Specific ideas sought
Last week , DOS agreed to look at autonomy, but nothing specific was decided. At a meeting Tuesday night in Novi Sad, coalition members agreed to begin drafting a new Serbian constitution to redefine the status of Vojvodina based on the principles of decentralization and regionalization.
But at the same time, the Serbian government was asked to come up with concrete proposals by early September for delegating certain powers to the Vojvodina parliament and its executive body in line with the existing Serbian Constitution. After receiving the proposals from Belgrade, the DOS presidency is to study them for two weeks before deciding whether they are sufficient.

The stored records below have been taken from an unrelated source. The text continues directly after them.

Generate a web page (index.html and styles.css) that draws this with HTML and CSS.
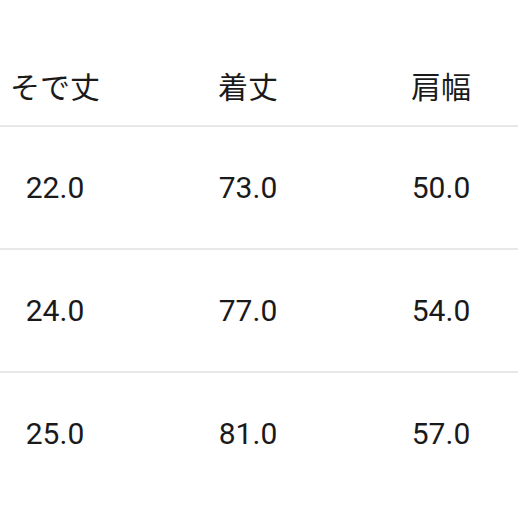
FILE: index.html
```html
<!DOCTYPE html>
<html lang="ja">
<head>
<meta charset="utf-8">
<link rel="stylesheet" href="styles.css">
</head>
<body>
<div class="table">
  <div class="row head">
    <div class="cell">そで丈</div>
    <div class="cell">着丈</div>
    <div class="cell">肩幅</div>
  </div>
  <div class="row">
    <div class="cell">22.0</div>
    <div class="cell">73.0</div>
    <div class="cell">50.0</div>
  </div>
  <div class="row">
    <div class="cell">24.0</div>
    <div class="cell">77.0</div>
    <div class="cell">54.0</div>
  </div>
  <div class="row last">
    <div class="cell">25.0</div>
    <div class="cell">81.0</div>
    <div class="cell">57.0</div>
  </div>
</div>
</body>
</html>
```
FILE: styles.css
```css
html, body {
  margin: 0;
  padding: 0;
  background: #ffffff;
  width: 518px;
  height: 518px;
  overflow: hidden;
}
.table {
  width: 518px;
  font-family: Roboto, "Noto Sans CJK JP", sans-serif;
  color: #1a1a1a;
}
.row {
  display: grid;
  grid-template-columns: 110px 276px 110px;
  align-items: center;
  height: 121px;
  border-bottom: 2px solid #e8e8e8;
  font-size: 30px;
  line-height: 1;
}
.row.head {
  height: 127px;
  box-sizing: border-box;
  padding-top: 44px;
  font-size: 30px;
  font-family: "Noto Sans CJK JP", sans-serif;
}
.row.last {
  border-bottom: none;
}
.cell {
  text-align: center;
  white-space: nowrap;
}
```
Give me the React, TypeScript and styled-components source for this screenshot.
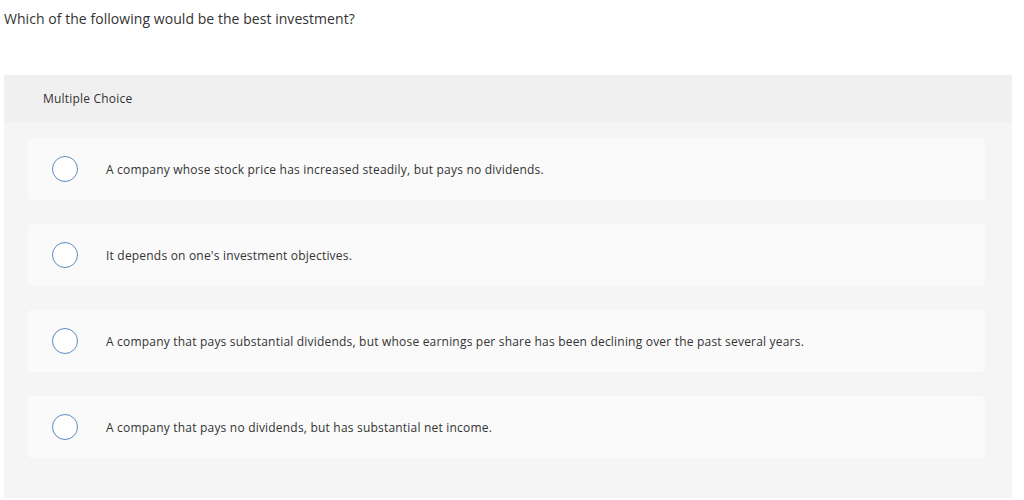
import styled, { createGlobalStyle } from 'styled-components';

const GlobalStyle = createGlobalStyle`
  html, body {
    margin: 0;
    padding: 0;
    background: #fff;
    font-family: "Open Sans", "Liberation Sans", Arial, sans-serif;
    color: #333;
  }
`;

const Page = styled.div`
  padding: 11px 12px 0 4px;
`;

const Question = styled.p`
  margin: 0;
  font-size: 14px;
  line-height: 16px;
  letter-spacing: 0.05px;
  color: #333;
`;

const Panel = styled.section`
  margin-top: 48px;
  border-radius: 3px 3px 0 0;
  background: #f5f5f5;
  overflow: hidden;
`;

const PanelHeader = styled.header`
  height: 47px;
  background: #f0f0f0;
  display: flex;
  align-items: center;
  padding-left: 39px;
  font-size: 12px;
  letter-spacing: 0.2px;
  color: #333;
`;

const Options = styled.div`
  display: flex;
  flex-direction: column;
  gap: 24px;
  padding: 16px 27px 40px 24px;
`;

const Option = styled.label`
  display: flex;
  align-items: center;
  height: 62px;
  padding-left: 24px;
  background: #fafafa;
  border-radius: 4px;
  cursor: pointer;
`;

const Radio = styled.span`
  flex: none;
  width: 24px;
  height: 24px;
  border-radius: 50%;
  border: 1.5px solid #5d8cc0;
  background: #fff;
`;

const OptionText = styled.span`
  margin-left: 28px;
  font-size: 12px;
  letter-spacing: 0.2px;
  color: #333;
`;

const answers = [
  'A company whose stock price has increased steadily, but pays no dividends.',
  "It depends on one's investment objectives.",
  'A company that pays substantial dividends, but whose earnings per share has been declining over the past several years.',
  'A company that pays no dividends, but has substantial net income.',
];

export default function App() {
  return (
    <>
      <GlobalStyle />
      <Page>
        <Question>Which of the following would be the best investment?</Question>
        <Panel>
          <PanelHeader>Multiple Choice</PanelHeader>
          <Options>
            {answers.map((a) => (
              <Option key={a}>
                <Radio />
                <OptionText>{a}</OptionText>
              </Option>
            ))}
          </Options>
        </Panel>
      </Page>
    </>
  );
}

"We don't support [a return to the old autonomy] — it would create a state within a state, a communist type of autonomy," said Aleksandar Popovic, chairman of the council of Mr. Kostunica's Democratic Party of Serbia. "The point is, they would like to replace Belgrade with Novi Sad."

Independence 'too costly'
Countered Mr. Fejzulahi: "Our political enemies are saying 'Today they want autonomy, tomorrow it will be independence,'"
But with independence, Vojvodina would have to deal with defense, border security and other costly issues. "All that is too expensive. It's much cheaper to stay in Serbia," he said.
Mr. Fejzulahi said that of all the foreign investors who have expressed interest in Yugoslavia since Mr. Milosevic left, 90 percent were interested in Vojvodina in particular. Its geographic position, hard-working people and stability are attractive, "but not if they have to pay twice as much taxes as they should" to support less efficient parts of Serbia, he said.
Autonomy would also stem the flow of young people out of Vojvodina, supporters hope. About 50,000 Hungarians have left in the last 10 years, a large portion of them young men unwilling to be drafted and tempted by much better economic prospects in Budapest.